Redact — remove text for good
Redaction removes confidential text from a document for good: Social Security numbers, a client's name, a privileged paragraph, a bank account. When you're done, the words aren't hidden — they're gone.
Why this matters
A common and costly mistake is drawing a black box over text and assuming it's gone. It isn't — the box is just a graphic sitting on top, and the words are still underneath, where anyone can copy them out or find them in a search. That's how confidential information ends up in a public filing. Real redaction removes the text itself.
RaioPDF's Redact tool removes it, then double-checks its own work.
How to do it
- Open the PDF.
- In the Legal tools, choose Redact.
- Drag a box over each thing you want removed. Add as many boxes as you need.
- Click Apply Redactions. RaioPDF tells you how many areas will be permanently removed — confirm, and it removes them and checks its work.
- Save. RaioPDF leaves your original file untouched and asks for a new file name, suggesting _redacted.pdf — so you keep both the original and the redacted copy.

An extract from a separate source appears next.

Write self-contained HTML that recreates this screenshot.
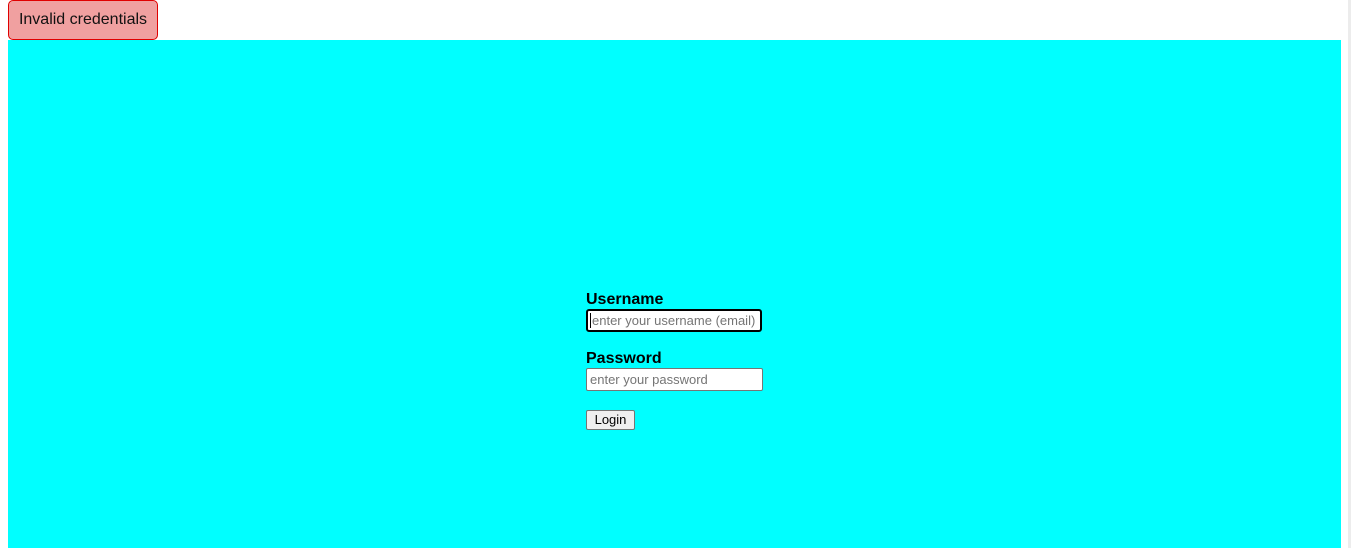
<!DOCTYPE html>
<html><head><style>
html,body{margin:0;padding:0;background:#fff;width:1351px;height:548px;overflow:hidden;font-family:"Liberation Sans",Arial,sans-serif;}
.sb{position:absolute;left:1348px;top:0;width:3px;height:548px;background:#ececec;}
.toast{position:absolute;left:8px;top:0;width:148px;height:38px;background:#f0a0a0;border:1px solid #e00000;border-radius:5px;font-size:16px;line-height:38px;text-align:center;color:#111;}
.main{position:absolute;left:8px;top:40px;width:1333px;height:508px;background:#00ffff;}
.lbl{position:absolute;left:586px;font-weight:bold;font-size:16px;color:#000;}
.inp{position:absolute;left:586px;width:172px;height:21px;background:#fff;border:1px solid #767676;border-radius:2px;font-size:13px;color:#757575;line-height:21px;padding-left:3px;box-sizing:content-box;}
.focus{border:2px solid #000;width:170px;height:19px;line-height:19px;border-radius:3px;padding-left:2px;}
.btn{position:absolute;left:586px;top:410px;width:47px;height:18px;background:#efefef;border:1px solid #767676;border-radius:2px;font-size:13px;line-height:18px;text-align:center;color:#000;}
</style></head><body>
<div class="main"></div>
<div class="toast">Invalid credentials</div>
<div class="sb"></div>
<div class="lbl" style="top:291px">Username</div>
<div class="inp focus" style="top:309px"><span style="border-left:1px solid #000;padding-left:1px">enter your username (email)</span></div>
<div class="lbl" style="top:350px">Password</div>
<div class="inp" style="top:368px">enter your password</div>
<div class="btn">Login</div>
</body></html>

Applying redactions changes the document open in RaioPDF; the file on your disk isn't touched until you save, and even then RaioPDF steers you to a new file rather than over the original.
What "verified" means
After it removes the text, RaioPDF re-reads the whole document to make sure the words can't be pulled back out. It also checks the redacted pages' images, any hidden notes attached to those pages, and the file's hidden info (the details a PDF quietly carries about how it was made). If anything you redacted still shows up, RaioPDF tells you instead of pretending it worked.
When you see Verified, the content is actually gone.
What to know
- Your original is protected for you. Applying redactions changes only the document open in RaioPDF — the file on your disk is left untouched. When you save, RaioPDF asks for a new file name (suggesting _redacted.pdf), so you end up with both the original and the redacted copy without having to remember to.
- The removed text is gone for good. Once you save the redacted version, the words are deleted from that file, not hidden. There's no recovering them from it later — which is exactly what you want in a document you're producing.
- If it can't be verified, nothing changes. If RaioPDF can't confirm the text is truly gone, it leaves your document exactly as it was and tells you what failed — it won't hand you a file it isn't sure about.
- Catch what you missed first. Run the 2.425 Scanner before you file to flag Social Security and account numbers you might have overlooked.